Start of Information provided

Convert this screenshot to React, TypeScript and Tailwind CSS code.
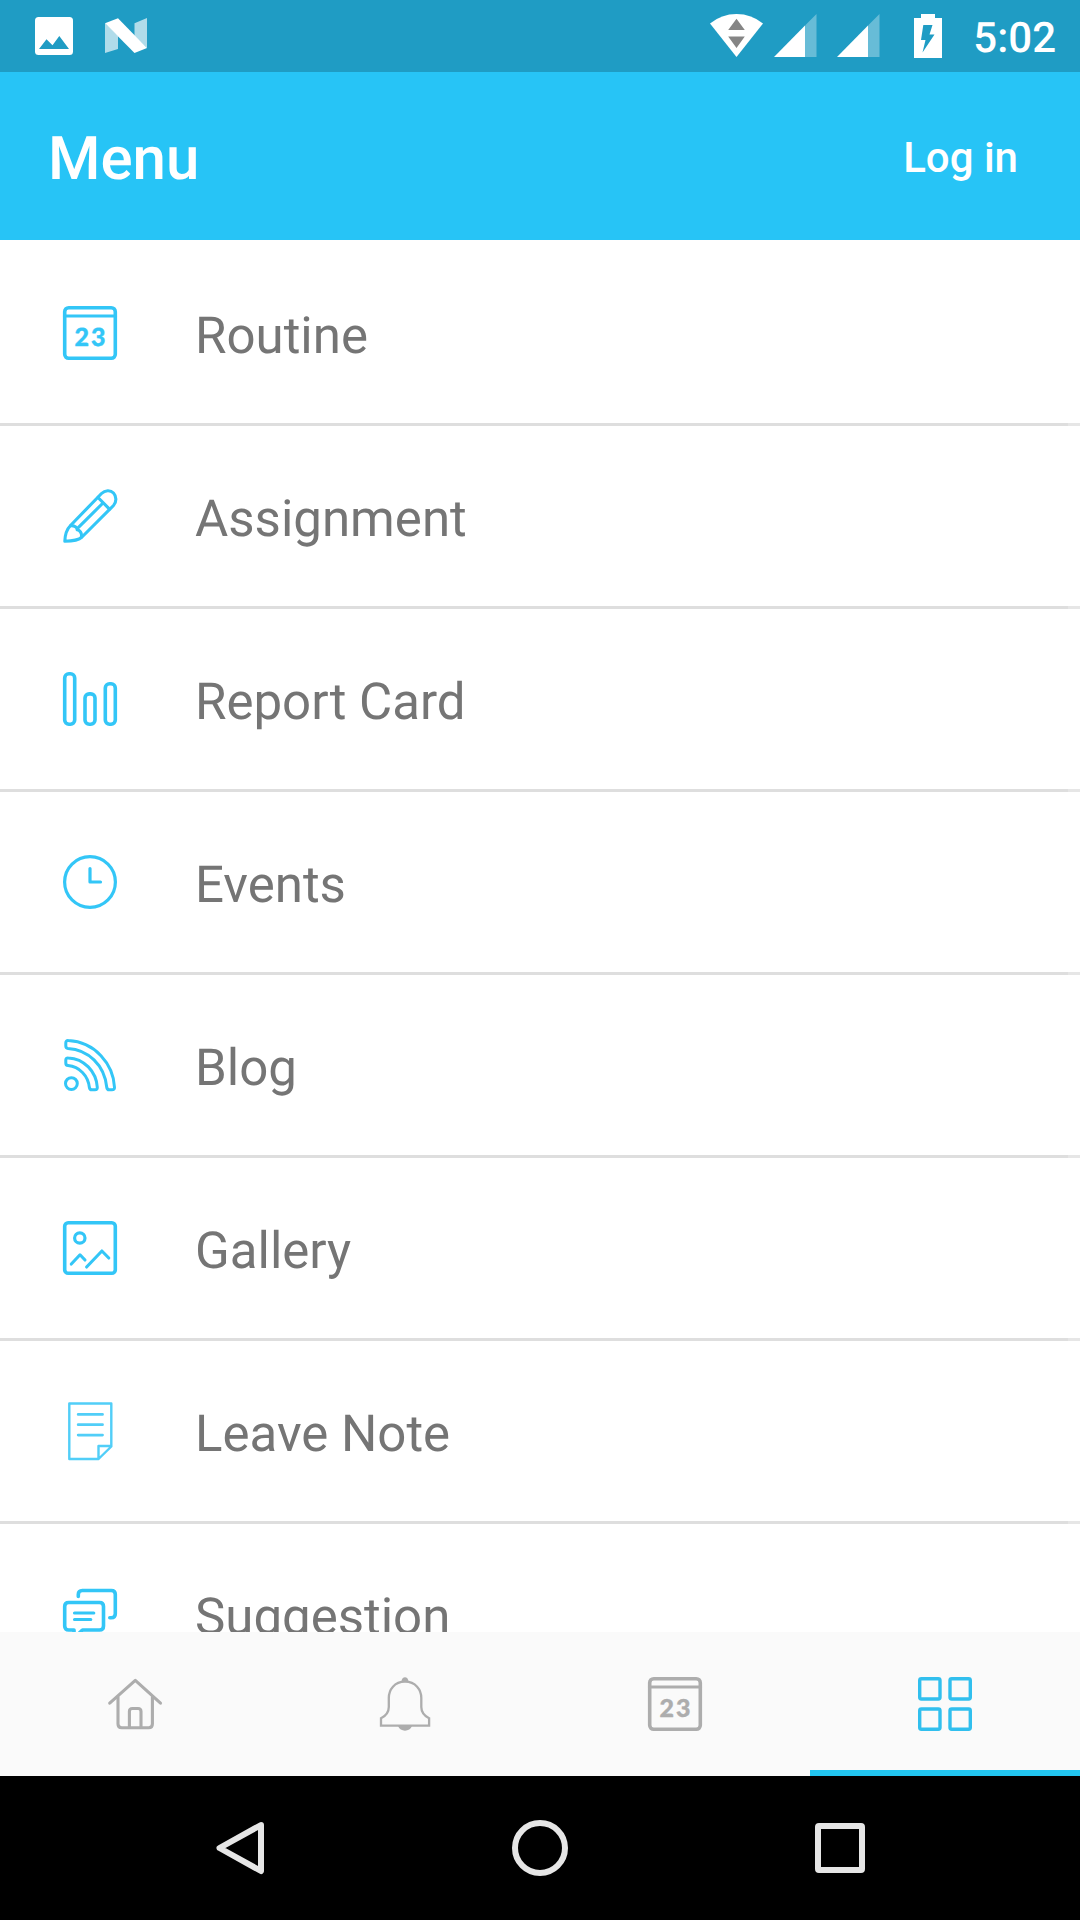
import type { ReactNode } from "react";

type IconProps = { width?: number; children: ReactNode; className?: string };

function Icon({ width = 3.6, children, className = "" }: IconProps) {
  return (
    <svg
      viewBox="0 0 60 60"
      className={`h-[60px] w-[60px] shrink-0 ${className}`}
      fill="none"
      stroke="currentColor"
      strokeWidth={width}
      strokeLinecap="round"
      strokeLinejoin="round"
    >
      {children}
    </svg>
  );
}

const CalendarIcon = () => (
  <Icon>
    <rect x="4.7" y="4.7" width="50.6" height="50.6" rx="4" />
    <path d="M4.5 13H55.5" strokeWidth="3.2" />
    <text
      x="14.4"
      y="43.3"
      fontSize="25"
      fontWeight="900"
      letterSpacing="2.2"
      fontFamily="Lato, sans-serif"
      fill="currentColor"
      strokeWidth="0.4"
    >
      23
    </text>
  </Icon>
);

const PencilIcon = () => (
  <Icon width={3.1}>
    <path d="M10.5 39.5 41.5 7.5C45 4 50.5 3.8 53.5 7S56.8 16 53.5 19.5L22 51C19 53.8 11 55.2 4.8 55.3C5 49.5 7 43 10.5 39.5Z" />
    <path d="M38 11.5 49.5 23.2M43 17 17 42.8M10.5 39.7C14.5 39.5 17 41 17.2 43.8C20.2 44.5 21.8 47 21.6 51" />
  </Icon>
);

const BarsIcon = () => (
  <Icon>
    <rect x="4.7" y="4.7" width="10" height="50.6" rx="4.2" />
    <rect x="25" y="24.9" width="10" height="30.4" rx="4.2" />
    <rect x="45.3" y="14.8" width="10" height="40.5" rx="4.2" />
  </Icon>
);

const ClockIcon = () => (
  <Icon width={3.2}>
    <circle cx="30" cy="30" r="25.4" />
    <path d="M30 16.5V30H40.5" />
  </Icon>
);

const FeedIcon = () => (
  <Icon width={3}>
    <circle cx="11.4" cy="48.6" r="5.9" />
    <path d="M8.3 5.6C35 7 53.3 29 54.5 52.3Q54.6 54.8 52 54.8H49.2Q47 54.8 46.7 52C44.5 30 28 14.5 8 13.4Q5.8 13.2 5.8 11V7.8Q5.8 5.4 8.3 5.6Z" />
    <path d="M8.3 22.9C24 23.5 36.3 36.5 37.3 52.3Q37.4 54.8 35 54.8H32Q29.7 54.8 29.4 52.5C28 40.5 19.5 31.7 8 30.6Q5.8 30.4 5.8 28V25Q5.8 22.7 8.3 22.9Z" />
  </Icon>
);

const PictureIcon = () => (
  <Icon>
    <rect x="4.7" y="4.7" width="50.6" height="50.6" rx="3.5" />
    <circle cx="19.8" cy="20" r="5.2" strokeWidth="3.2" />
    <path d="M11.3 46 20 36.8 25 42M26.6 49 41.9 33 48.8 40" strokeWidth="3.1" />
  </Icon>
);

const NoteIcon = () => (
  <Icon width={2.4} className="opacity-85">
    <path d="M9.3 2.5H51.3V45.5L38.5 58H9.3ZM38.5 58V45H51.3" />
    <path d="M18.2 13.4H42.5M18.2 23.7H42.5M18.2 34.1H42.5" strokeWidth="2.8" />
  </Icon>
);

const ChatIcon = () => (
  <Icon>
    <path d="M18.3 12.5V10.5Q18.3 6.5 22.3 6.5H51.3Q55.3 6.5 55.3 10.5V29.7Q55.3 33.7 51.3 33.7H49.8" />
    <path d="M14 54V46H8.7Q4.7 46 4.7 42V22.5Q4.7 18.5 8.7 18.5H39.5Q43.5 18.5 43.5 22.5V42Q43.5 46 39.5 46H22.5Z" />
    <path d="M14.5 29H33.8M14.5 35.5H30.8" strokeWidth="3.1" />
  </Icon>
);

const HomeIcon = () => (
  <Icon width={3.1}>
    <path d="M4.7 29.2 30.3 6.4 55.5 29.2" />
    <path d="M13 23V50Q13 53.7 16.7 53.7H43.7Q47.4 53.7 47.4 50V23" />
    <path d="M24.4 53.5V37.5Q24.4 34.5 27.4 34.5H33Q36 34.5 36 37.5V53.5" />
  </Icon>
);

const BellIcon = () => (
  <Icon width={2.3}>
    <path
      d="M30 7.7C19.5 7.7 13.8 15.5 13.8 24V33C13.8 38.5 11.5 41.5 6 44.3V51.6H54.1V44.3C48.8 41.5 46.3 38.5 46.3 33V24C46.3 15.5 40.5 7.7 30 7.7Z"
      strokeLinejoin="miter"
    />
    <path d="M26.5 7.5C26.7 1.8 33.3 1.8 33.5 7.5ZM23 52H37C35 58.2 25 58.2 23 52Z" fill="currentColor" stroke="none" />
  </Icon>
);

const GridIcon = () => (
  <Icon width={3.4}>
    <rect x="4.7" y="4.7" width="20.3" height="20.3" rx="1.7" />
    <rect x="35" y="4.7" width="20.3" height="20.3" rx="1.7" />
    <rect x="4.7" y="35" width="20.3" height="20.3" rx="1.7" />
    <rect x="35" y="35" width="20.3" height="20.3" rx="1.7" />
  </Icon>
);

const Signal = () => (
  <svg viewBox="0 0 43 43" className="h-[43px] w-[43px]" fill="#fff">
    <path d="M31 11.5 42.5 0V43H31Z" opacity=".32" />
    <path d="M0 43 31 11.5V43Z" />
  </svg>
);

function StatusBar() {
  return (
    <div className="flex h-[72px] items-start bg-[#1f9cc4] pl-[35px] pr-[24px]">
      <svg viewBox="0 0 38 38" className="mt-[17px] h-[38px] w-[38px]">
        <rect width="38" height="38" rx="3.5" fill="#fff" />
        <path d="M4 32 11.5 22.3 17.5 28.3 24.3 19 34 32Z" fill="#1f9cc4" />
      </svg>
      <svg viewBox="0 0 42 35" className="ml-[32px] mt-[18px] h-[35px] w-[42px]" fill="#fff">
        <path d="M0 5.2 13 18V31L0 35ZM29.5 5.2 42 0V30L29.5 18Z" opacity=".65" />
        <path d="M0 5.2 13 .3 42 30 29.5 35Z" />
      </svg>
      <div className="ml-auto flex items-start">
        <svg viewBox="0 0 53 43" className="mt-[14px] h-[43px] w-[53px]">
          <path d="M0 9.5Q11.5 0 26.5 0T53 9.5L26.5 43Z" fill="#fff" />
          <path d="M26.5 4.8 34.8 16H18.2ZM18.2 22.5H34.8L26.5 34Z" fill="#858585" />
        </svg>
        <div className="ml-[11px] mt-[14px] flex gap-5">
          <Signal />
          <Signal />
        </div>
        <svg viewBox="0 0 28 44" className="ml-[34px] mt-[14px] h-[44px] w-[28px]">
          <path d="M7 0H21V4H28V44H0V4H7Z" fill="#fff" />
          <path d="M9.3 11H18.5L15.5 20.5H20.5L8.5 38.5 11.5 26H7Z" fill="#1f9cc4" />
        </svg>
        <span className="ml-[31px] mt-[15px] text-[42px] font-medium leading-[48px] text-white">5:02</span>
      </div>
    </div>
  );
}

const items = [
  { label: "Routine", icon: <CalendarIcon /> },
  { label: "Assignment", icon: <PencilIcon /> },
  { label: "Report Card", icon: <BarsIcon /> },
  { label: "Events", icon: <ClockIcon /> },
  { label: "Blog", icon: <FeedIcon /> },
  { label: "Gallery", icon: <PictureIcon /> },
  { label: "Leave Note", icon: <NoteIcon /> },
  { label: "Suggestion", icon: <ChatIcon /> },
];

const tabs = [
  { name: "Home", icon: <HomeIcon /> },
  { name: "Notifications", icon: <BellIcon /> },
  { name: "Calendar", icon: <CalendarIcon /> },
  { name: "Menu", icon: <GridIcon />, active: true },
];

export default function App() {
  return (
    <div className="flex h-[1920px] w-[1080px] flex-col overflow-hidden bg-white font-['Roboto',sans-serif] [text-rendering:geometricPrecision]">
      <StatusBar />
      <header className="flex h-[168px] items-center justify-between bg-[#27c4f6] pl-[48px] pr-[62px] text-white">
        <h1 className="pt-[6px] text-[60px] font-medium leading-none">Menu</h1>
        <button className="pt-[3px] text-[42px] font-medium leading-none">Log in</button>
      </header>
      <ul className="h-[1392px] shrink-0 overflow-hidden bg-white pt-[3px]">
        {items.map((item) => (
          <li key={item.label} className="h-[183px]">
            <div className="flex h-[180px] items-center pl-[60px] text-[#33c6f7]">
              {item.icon}
              <span className="ml-[75px] pt-[8px] text-[51px] leading-[60px] text-[#757575]">{item.label}</span>
            </div>
            <div className="flex h-[3px]">
              <div className="grow bg-[#dedede]" />
              <div className="w-[12px] bg-[#e6e6e6]" />
            </div>
          </li>
        ))}
      </ul>
      <nav className="grid h-[144px] shrink-0 grid-cols-4 bg-[#fafafa]">
        {tabs.map((tab) => (
          <button
            key={tab.name}
            aria-label={tab.name}
            className={
              tab.active
                ? "flex items-center justify-center border-b-[6px] border-[#22c5f0] pt-[6px] text-[#31bfee]"
                : "flex items-center justify-center text-[#adadad]"
            }
          >
            {tab.icon}
          </button>
        ))}
      </nav>
      <div className="flex h-[144px] shrink-0 items-center bg-black pl-[210px]">
        <Icon width={6}>
          <path d="M51 7 9.5 30 51 53Z" stroke="#e6e6e6" />
        </Icon>
        <Icon width={6} className="ml-[240px]">
          <circle cx="30" cy="30" r="25" stroke="#e6e6e6" />
        </Icon>
        <Icon width={6} className="ml-[240px]">
          <rect x="8" y="8" width="44" height="44" rx="1" stroke="#e6e6e6" />
        </Icon>
      </div>
    </div>
  );
}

End of Information provided

Repeat the listing above from its first line through the line that contains "number; children: ReactNode;", both included, and nothing more. Drop the pictures.

Convert this screenshot to React, TypeScript and Tailwind CSS code.
import type { ReactNode } from "react";

type IconProps = { width?: number; children: ReactNode; className?: string };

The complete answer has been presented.